Retype only what runs from the beginning of the data through the line with "['ニックネーム', 'メールアドレス', '性別', '生年月', '都道府県', '秘密の質問', '秘密のこたえ'];"; please omit the pictures and keep every line exact.
◆ ◆ ◆ ◆
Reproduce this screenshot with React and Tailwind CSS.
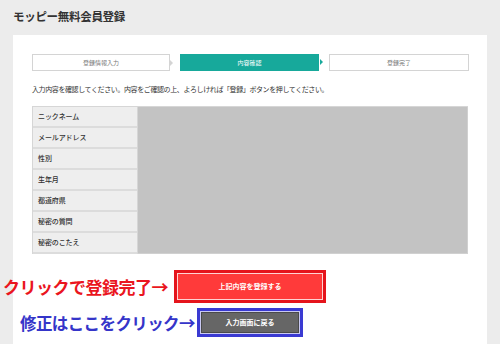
import React from 'react';

const font = { fontFamily: '"Noto Sans CJK JP", "Noto Sans", sans-serif' };

const rows = ['ニックネーム', 'メールアドレス', '性別', '生年月', '都道府県', '秘密の質問', '秘密のこたえ'];

const Step = ({ label, active, arrow }) => (
  <div className={`relative flex items-center justify-center h-[17px] text-[6px] ${active ? 'bg-[#17a99b] text-white' : 'bg-white border border-[#d4d4d4] text-[#777]'}`}>
    {label}
    {arrow && (
      <span className={`absolute right-[-4px] top-[5px] w-0 h-0 border-y-[3px] border-y-transparent border-l-[3px] ${active ? 'border-l-[#17a99b]' : 'border-l-[#d4d4d4]'}`}></span>
    )}
  </div>
);

const App = () => {
  return (
    <div className="w-[500px] h-[344px] bg-[#ececec] overflow-hidden text-[#333]" style={font}>
      <div className="h-[35px] pl-[13px] pt-[8px] text-[11.5px] font-bold tracking-[-0.3px]">モッピー無料会員登録</div>
      <div className="mx-[13px] h-[309px] bg-white px-[19px] pt-[19px]">
        <div className="grid grid-cols-[138px_139px_140px] gap-x-[10px]">
          <Step label="登録情報入力" arrow />
          <Step label="内容確認" active arrow />
          <Step label="登録完了" />
        </div>
        <p className="mt-[14px] h-[21px] text-[7px] leading-[9px] tracking-[-0.4px]">入力内容を確認してください。内容をご確認の上、よろしければ「登録」ボタンを押してください。</p>
        <div className="flex border-t border-[#d6d6d6]">
          <div className="w-[106px] border-x border-[#d6d6d6] bg-[#eeeeee]">
            {rows.map(r => (
              <div key={r} className="h-[21px] border-b-2 border-[#dcdcdc] pl-[5px] flex items-center text-[7px] font-medium text-[#333] tracking-[-0.1px]">{r}</div>
            ))}
          </div>
          <div className="flex-1 h-[147px] bg-[#c3c3c3] border-r border-b border-[#d0d0d0]"></div>
        </div>
        <div className="-ml-[29px] mt-[16px] flex items-center">
          <div className="w-[171px] text-[17px] leading-[20px] font-bold text-[#ea1520] tracking-[-0.5px] whitespace-nowrap">クリックで登録完了→</div>
          <div className="w-[152px] h-[33px] border-[3px] border-[#e5141c] bg-[#e5141c]">
            <div className="h-full border border-[#ffd3d3] bg-[#ff3a3a] flex items-center justify-center text-[7px] font-bold text-white">上記内容を登録する</div>
          </div>
        </div>
        <div className="-ml-[29px] mt-[5px] flex items-center">
          <div className="w-[17px]"></div>
          <div className="w-[177px] text-[16.5px] leading-[20px] font-bold text-[#3535c9] tracking-[-0.6px] whitespace-nowrap">修正はここをクリック→</div>
          <div className="w-[106px] h-[29px] border-[3px] border-[#3a3ad2] bg-[#c9c9f2] p-[1px]">
            <div className="h-full border border-[#4a4a4a] bg-[#666666] flex items-center justify-center text-[7px] font-bold text-white">入力画面に戻る</div>
          </div>
        </div>
      </div>
    </div>
  );
};

export default App;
◆ ◆ ◆ ◆
* **The answer**:
Reproduce this screenshot with React and Tailwind CSS.
import React from 'react';

const font = { fontFamily: '"Noto Sans CJK JP", "Noto Sans", sans-serif' };

const rows = ['ニックネーム', 'メールアドレス', '性別', '生年月', '都道府県', '秘密の質問', '秘密のこたえ'];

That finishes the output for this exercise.